Kaplansky and the JLC were thus able to organize Joint Labour Committees to Combat Racial Intolerance with the CCL and the TLC in Montreal, Toronto, Windsor, Winnipeg and Vancouver that fought against discrimination against minorities including Jews, Black Canadians, French Canadians and Roman Catholics and actively investigated and exposed complaints of discriminatory practices. These efforts are credited with bringing about laws against discriminatory hiring and accommodation practices in Ontario and elsewhere.

His work helped bring about the Ontario Fair Employment Practices Act of 1951 that banned racial discrimination in hiring and influenced legislation across the country.

Kaplansky was also chair of National Committee on Human Rights of the Canadian Labour Congress, with the mandate being the "elimination of racial and religious discrimination in all areas of Canadian society and the promotion of equality of opportunity in employment, housing, and public accommodation for all residents of Canada." and was the first director of the Department of International Affairs of the Canadian Labour Congress. He also served as Canadian labour's representative of the International Labour Organization where he helped draft the ILO's Discrimination (Employment and Occupation) Convention, 1958 which is the world standard for judging nations' laws and practices on the issue and is credited with earning the ILO the Nobel Peace Prize in 1969. He was also an alternate member on Canada's delegation to UNESCO.
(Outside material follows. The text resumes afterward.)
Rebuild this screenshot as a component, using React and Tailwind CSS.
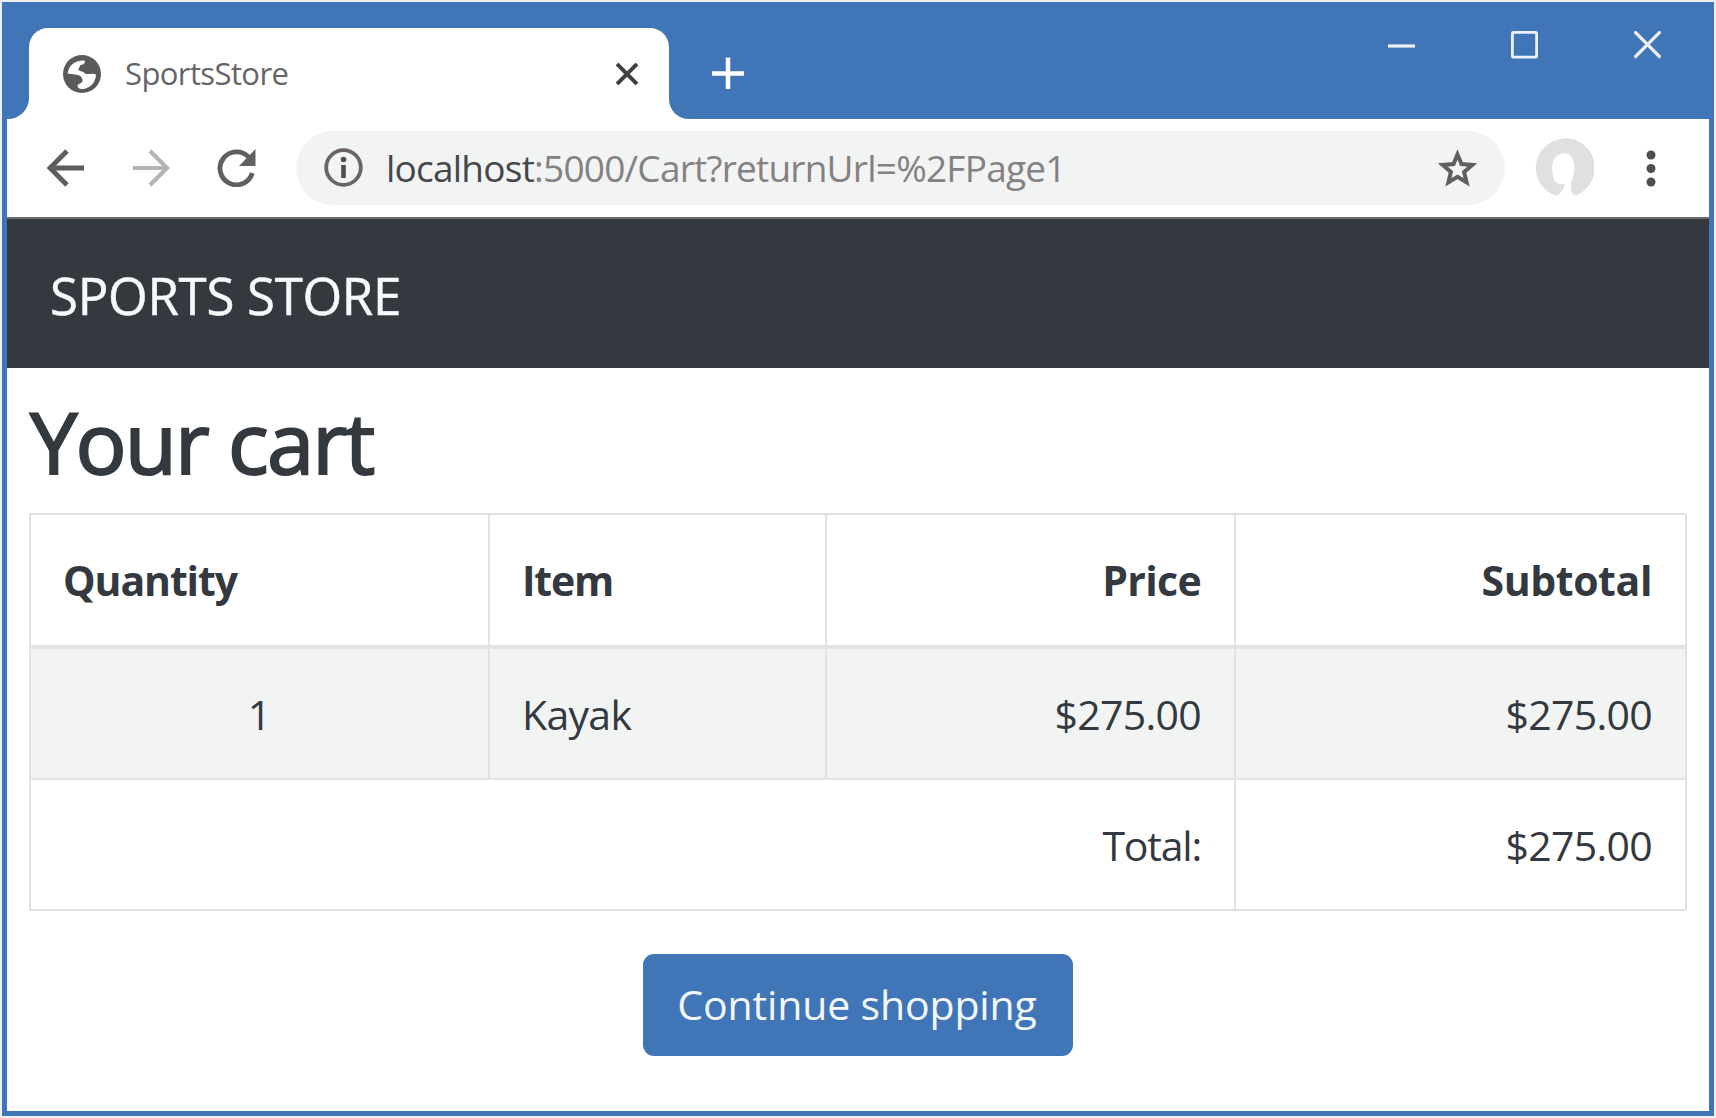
const BackIcon = () => (
  <svg className="ml-[39px] h-[38px] w-[38px] shrink-0" viewBox="0 0 38 38" fill="none" stroke="#5f5d60" strokeWidth="4.8">
    <path d="M38 19H4M21 2L4 19l17 17" />
  </svg>
);

const ForwardIcon = () => (
  <svg className="ml-[49px] h-[38px] w-[38px] shrink-0" viewBox="0 0 38 38" fill="none" stroke="#b3b3b5" strokeWidth="4.2">
    <path d="M0 19h34M17 2l17 17-17 17" />
  </svg>
);

const ReloadIcon = () => (
  <svg className="ml-[46px] h-[38px] w-[39px] shrink-0" viewBox="0 0 39 38">
    <path d="M35.300 24A16.500 16.500 0 1 1 31.500 8" fill="none" stroke="#625f61" strokeWidth="4.8" />
    <path d="M38.500 0v17H22z" fill="#625f61" />
  </svg>
);

const GlobeIcon = () => (
  <svg className="h-[38px] w-[38px] shrink-0" viewBox="0 0 38 38">
    <circle cx="19" cy="19" r="19" fill="#5c595c" />
    <path
      d="M4.500 18.500C6 10 12 5 21.500 5.500C22.500 8 21 9.500 17.500 10C16 11.500 17 13 15 14.500C17 17 21 16 22 18.500C25 20 29 17.500 33 19.500C33 27 27 33.500 20 34C16.500 34.500 14.500 33 14.500 30.500C16 28 20 28.500 19.500 25C19 20.500 15 20 12 19.500z"
      fill="#fff"
    />
  </svg>
);

const InfoIcon = () => (
  <svg className="ml-7 h-[39px] w-[39px] shrink-0" viewBox="0 0 39 39">
    <circle cx="19.500" cy="19.500" r="17.300" fill="none" stroke="#6a6565" strokeWidth="3.800" />
    <circle cx="19.500" cy="11.500" r="2.800" fill="#514e51" />
    <path d="M19.500 17v13" stroke="#514e51" strokeWidth="4.600" />
  </svg>
);

const StarIcon = () => (
  <svg className="mr-7 h-[38px] w-[40px] shrink-0" viewBox="0 0 40 38">
    <path
      d="M20.500 5.500l4 9.500 10.800.9-8.200 7 2.500 10.400-9.100-5.500-9.100 5.500 2.500-10.400-8.200-7 10.800-.9z"
      fill="none"
      stroke="#625e60"
      strokeWidth="4"
    />
  </svg>
);

const AvatarIcon = () => (
  <svg className="ml-[29px] h-[60px] w-[60px] shrink-0" viewBox="0 0 60 60">
    <path
      d="M21 57.500A29.500 29.500 0 1 1 45 56C42 58.500 38 57.500 37.500 53L37 45C42 34 42 16 31 15.500C20 15 17 25 18.500 35C19.500 43 22 47 31 46C30 51 26 57.500 21 57.500z"
      fill="#dfe0e2"
    />
  </svg>
);

const MenuIcon = () => (
  <svg className="ml-[52px] h-[38px] w-[10px] shrink-0" viewBox="0 0 10 38" fill="#504e52">
    <circle cx="5" cy="6" r="4.500" />
    <circle cx="5" cy="19.500" r="4.500" />
    <circle cx="5" cy="33" r="4.500" />
  </svg>
);

const cell = "border-2 border-[#e0e2e3] pt-[2px] pr-[33px] pl-8";

export default function App() {
  return (
    <div className="h-[1118px] w-[1716px] overflow-hidden bg-[#eef1f4] p-[2px] font-['Open_Sans','Noto_Sans',sans-serif] text-[#33393f]">
      <div className="flex h-[1114px] w-[1712px] flex-col bg-[#4076b8] px-[5px] pb-[5px]">
        <header className="flex h-[117px] shrink-0 pt-[26px]">
          <div className="relative ml-[22px] flex h-[91px] w-[640px] items-center rounded-t-[19px] bg-white pl-[34px]">
            <span className="absolute bottom-0 left-[-22px] h-[22px] w-[22px] overflow-hidden bg-white">
              <span className="block h-full w-full rounded-br-[21px] bg-[#4076b8]" />
            </span>
            <span className="absolute right-[-20px] bottom-0 h-5 w-5 bg-white">
              <span className="block h-full w-full rounded-bl-[20px] bg-[#4076b8]" />
            </span>
            <GlobeIcon />
            <span className="ml-6 text-[31px] tracking-[-0.6px] whitespace-nowrap text-[#656468]">SportsStore</span>
            <svg className="mr-[31px] ml-auto h-[22px] w-[22px]" viewBox="0 0 22 22" stroke="#403f43" strokeWidth="4">
              <path d="M1 1l20 20M21 1L1 21" />
            </svg>
          </div>
          <svg className="mt-[29px] ml-[43px] h-8 w-8" viewBox="0 0 32 32" stroke="#fff" strokeWidth="4.500">
            <path d="M0 16.500h32M16 .5v32" />
          </svg>
          <div className="mr-12 ml-auto flex gap-24 pt-[3px]">
            <svg className="h-7 w-[27px]" viewBox="0 0 27 28" stroke="#edf1f6" strokeWidth="3.200">
              <path d="M0 15h27" />
            </svg>
            <svg className="h-7 w-[27px]" viewBox="0 0 27 28" fill="none" stroke="#edf1f6" strokeWidth="2.800">
              <rect x="1.400" y="1.400" width="24.200" height="24.800" rx="1" />
            </svg>
            <svg className="h-7 w-[27px]" viewBox="0 0 27 28" stroke="#edf1f6" strokeWidth="3.200">
              <path d="M.5.5l26 26M26.500.5l-26 26" />
            </svg>
          </div>
        </header>

        <div className="flex h-[100px] shrink-0 items-center border-b-2 border-[#6c6a6d] bg-white">
          <BackIcon />
          <ForwardIcon />
          <ReloadIcon />
          <div className="mt-[-1px] ml-10 flex h-[74px] w-[1209px] shrink-0 items-center rounded-full bg-[#f2f4f4]">
            <InfoIcon />
            <span className="ml-[23px] text-[37px] tracking-[-0.77px] whitespace-nowrap text-[#858182]">
              <span className="text-[#45474b]">localhost</span>:5000/Cart?returnUrl=%2FPage1
            </span>
            <span className="grow" />
            <StarIcon />
          </div>
          <AvatarIcon />
          <MenuIcon />
        </div>

        <div className="flex h-[149px] shrink-0 items-center bg-[#33393f] pt-[3px] pl-[43px]">
          <span className="text-[51px] tracking-[-0.3px] whitespace-nowrap text-[#f8f9fa] [-webkit-text-stroke:0.5px_#f8f9fa]">SPORTS STORE</span>
        </div>

        <main className="flex grow flex-col bg-white px-[22px]">
          <h1 className="mt-[19px] ml-[1px] h-[126px] text-[85px] leading-[108px] font-medium tracking-[-1.9px] whitespace-nowrap [-webkit-text-stroke:2px_#33393f]">
            Your cart
          </h1>
          <table className="w-[1656px] table-fixed border-collapse text-[41px]">
            <colgroup>
              <col className="w-[459px]" />
              <col className="w-[337px]" />
              <col className="w-[409px]" />
              <col className="w-[451px]" />
            </colgroup>
            <thead>
              <tr className="h-[133px] font-bold">
                <th className={`${cell} border-b-4 text-left tracking-[-1.1px]`}>Quantity</th>
                <th className={`${cell} border-b-4 text-left tracking-[-1.2px]`}>Item</th>
                <th className={`${cell} border-b-4 text-right tracking-[-0.7px]`}>Price</th>
                <th className={`${cell} border-b-4 text-right tracking-[-0.4px]`}>Subtotal</th>
              </tr>
            </thead>
            <tbody className="tracking-[-0.7px]">
              <tr className="h-[132px] bg-[#f2f4f4]">
                <td className={`${cell} text-center`}>1</td>
                <td className={`${cell} text-left`}>Kayak</td>
                <td className={`${cell} text-right`}>$275.00</td>
                <td className={`${cell} text-right`}>$275.00</td>
              </tr>
              <tr className="h-[131px]">
                <td colSpan={3} className={`${cell} text-right tracking-[-1.2px]`}>Total:</td>
                <td className={`${cell} text-right`}>$275.00</td>
              </tr>
            </tbody>
          </table>
          <button className="mt-[43px] flex h-[102px] w-[430px] items-center justify-center self-center rounded-[11px] bg-[#4076b8] pr-[2px] text-[41px] tracking-[-0.15px] whitespace-nowrap text-[#f4f7fa]">
            Continue shopping
          </button>
        </main>
      </div>
    </div>
  );
}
In 1947, Kaplansky and Morris Lewis spearheaded "The Tailors Project" by the Workmen's Circle and Jewish Labour Committee to bring European Jewish refugees to Montreal to work in the needle trades They were able to do this through the federal government's "bulk-labour" program that allowed labour-intensive industries to bring European displaced persons to Canada, in order to fill those jobs.

==Electoral politics==
Politically, Kaplansky was active with the Co-operative Commonwealth Federation (CCF) and, its successor, the New Democratic Party. While serving in the army he was an unsuccessful Quebec CCF candidate in the 1944 Quebec provincial election. He later ran in a 1950 federal by-election in Cartier.

==Later life==
In his final years he was president of the Douglas-Coldwell Foundation, which promotes education and research into social democracy. Kaplansky died on International Human Rights Day in 1997.

==Honours==
In 1980, Kaplansky was awarded the Order of Canada for his human rights efforts.